Husband and I have been together for eight years, married for nearly four. We first began to try to conceive in February 2010 as soon as we decided we'd be moving back home from the east coast. I hadn't been on birth control pills for two years and we hadn't been all that careful in preventing pregnancy, we just assumed it would happen for us the way it did for everyone else we knew at the time. When it didn't happen the first year we figured it was the stress of moving back to our hometown, of both of us searching for work, of student loans coming due and family stress. As the following February rolled around we knew we had to do something. Unfortunately for us, we have an HMO and they have limited treatment options and frankly, extremely limited knowledge. After the regular blood tests, semen analysis and pelvic exams, they suggested an intra-uterine insemination (IUI). We got pregnant with our first IUI only to find out at eight weeks it was an ectopic pregnancy. Heartbreakingly, that was the same day we found out there was a heart beat.
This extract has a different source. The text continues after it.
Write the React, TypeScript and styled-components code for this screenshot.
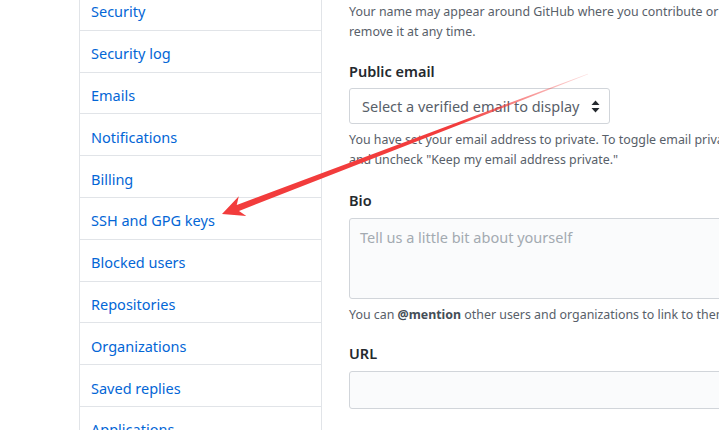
import React from "react";
import styled, { createGlobalStyle } from "styled-components";

const Global = createGlobalStyle`
  html, body { margin: 0; padding: 0; background: #fff; }
  body { font-family: "Noto Sans", "Open Sans", sans-serif; color: #24292e; }
  * { box-sizing: border-box; }
`;

const Page = styled.div`
  position: relative;
  width: 719px;
  height: 430px;
  overflow: hidden;
  display: flex;
  align-items: flex-start;
  gap: 27px;
  padding-left: 79px;
`;

const Menu = styled.nav`
  flex: 0 0 243px;
  margin-top: -12px;
  border: 1px solid #e1e4e8;
  border-radius: 3px;
  display: flex;
  flex-direction: column;
`;

const MenuItem = styled.a`
  display: flex;
  align-items: center;
  height: 41.8px;
  padding: 4px 11px 0;
  border-bottom: 1px solid #e1e4e8;
  color: #0366d6;
  font-size: 14.5px;
  text-decoration: none;
  white-space: nowrap;
`;

const Content = styled.div`
  flex: 0 0 420px;
  padding-top: 2px;
  display: flex;
  flex-direction: column;
`;

const Note = styled.p<{ $mt?: number }>`
  margin: ${(p) => p.$mt ?? 0}px 0 0;
  font-size: 12.4px;
  line-height: 20px;
  color: #586069;
  white-space: nowrap;
  b { color: #444d56; font-weight: 700; }
`;

const Label = styled.label<{ $mt: number }>`
  display: block;
  margin-top: ${(p) => p.$mt}px;
  font-size: 14.5px;
  line-height: 22px;
  font-weight: 600;
  color: #24292e;
`;

const SelectBox = styled.div`
  margin-top: 6px;
  width: 261px;
  height: 36px;
  border: 1px solid #d1d5da;
  border-radius: 3px;
  background: #fff;
  display: flex;
  align-items: center;
  justify-content: space-between;
  padding: 0 9px 0 12px;
  font-size: 14.5px;
  color: #586069;
  white-space: nowrap;
`;

const Field = styled.div<{ $h: number }>`
  margin-top: 7px;
  width: 420px;
  height: ${(p) => p.$h}px;
  border: 1px solid #d1d5da;
  border-radius: 3px;
  background: #fafbfc;
  padding: 7px 10px;
  font-size: 14.5px;
  line-height: 22px;
  color: #a3aab1;
  white-space: nowrap;
`;

const ArrowOverlay = styled.svg`
  position: absolute;
  left: 0;
  top: 0;
  pointer-events: none;
`;

const items = [
  "Security",
  "Security log",
  "Emails",
  "Notifications",
  "Billing",
  "SSH and GPG keys",
  "Blocked users",
  "Repositories",
  "Organizations",
  "Saved replies",
  "Applications",
];

function UpDown() {
  return (
    <svg width="9" height="13" viewBox="0 0 9 13">
      <path d="M4.5 0.5 L8.5 5 H0.5 Z" fill="#24292e" />
      <path d="M4.5 12.5 L8.5 8 H0.5 Z" fill="#24292e" />
    </svg>
  );
}

function Arrow() {
  const tip = [222, 214];
  const tail = [588, 74];
  const dx = tail[0] - tip[0];
  const dy = tail[1] - tip[1];
  const len = Math.hypot(dx, dy);
  const u = [dx / len, dy / len];
  const n = [-u[1], u[0]];
  const at = (d: number, w: number) => [
    tip[0] + u[0] * d + n[0] * w,
    tip[1] + u[1] * d + n[1] * w,
  ];
  const pts = [
    at(0, 0),
    at(22, 10.5),
    at(17, 3.2),
    at(len, 0.4),
    at(len, -0.4),
    at(17, -3.2),
    at(22, -10.5),
  ];
  return (
    <ArrowOverlay width="719" height="430" viewBox="0 0 719 430">
      <defs>
        <linearGradient id="fade" gradientUnits="userSpaceOnUse" x1={tail[0]} y1={tail[1]} x2={tip[0]} y2={tip[1]}>
          <stop offset="0" stopColor="#f23c3c" stopOpacity="0.15" />
          <stop offset="0.35" stopColor="#f23c3c" stopOpacity="1" />
          <stop offset="1" stopColor="#f23c3c" stopOpacity="1" />
        </linearGradient>
      </defs>
      <polygon points={pts.map((p) => p.join(",")).join(" ")} fill="url(#fade)" />
    </ArrowOverlay>
  );
}

export default function App() {
  return (
    <>
      <Global />
      <Page>
        <Menu>
          {items.map((t) => (
            <MenuItem key={t} href="#">
              {t}
            </MenuItem>
          ))}
        </Menu>
        <Content>
          <Note>
            Your name may appear around GitHub where you contribute or
            <br />
            remove it at any time.
          </Note>
          <Label $mt={18}>Public email</Label>
          <SelectBox>
            <span>Select a verified email to display</span>
            <UpDown />
          </SelectBox>
          <Note $mt={6}>
            You have set your email address to private. To toggle email privacy, go to email settings
            <br />
            and uncheck "Keep my email address private."
          </Note>
          <Label $mt={19}>Bio</Label>
          <Field $h={81}>Tell us a little bit about yourself</Field>
          <Note $mt={6}>
            You can <b>@mention</b> other users and organizations to link to them.
          </Note>
          <Label $mt={17}>URL</Label>
          <Field $h={38} />
        </Content>
        <Arrow />
      </Page>
    </>
  );
}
They sent us to the hospital where we were admitted to the maternity ward and given two options for eliminating the pregnancy: surgery which could cause further damage to my fallopian tube or injections of methotrexate, a chemotherapy drug, which would slowly cause the embryo to deteriorate. We chose the shots because it would be the least invasive, but it was a horrible decision to have to make-which method of killing your child do you prefer? The embryo continued to grow after the first injection, requiring an additional trip to the ER for another round of methotrexate. Our baby was trying to grow and that made it even more painful.
Because we had not had an HSG (hysterosalpingogram) to see if my tubes were clear prior to the IUI, we had no way of knowing if the ectopic was caused from previous trauma to the tube (an undetected pregnancy, trauma during appendicitis, inexplicable blockage etc.) or just from the ectopic. We have spent every month since trying to conceive. Did I mention that my right ovary, the one connected to the damaged fallopian tube, is a rockstar and produces huge follicles nearly every month, while my left one only ovulates every few months and the follicles are mediocre. This further adds to our difficulty in conceiving.
In March of this year we decided to see a specialist, which is not covered by the shitty HMO. At our first office visit he looked at our test results from HMO and diagnosed us-I have a hydrosalpinx, or big ol' blocked tube that looks like a sausage and is leaking fluid into my uterus making it impossible for an embryo to implant. Thanks HMO for being worthless and robbing us of months of possible conception.
Here we are, 11 months from when we conceived with our first IUI, still waiting. Through all of this struggle, grief and pain, Husband and I remain close. Experiencing something as soul destroying as infertility and pregnancy loss can easily take its toll on any relationship. Husband and I continue to be partners, best friends and are learning to give each other the support and space each of us need. I'm so very fortunate to be married to this man and I just hope that I can give him a child of his own.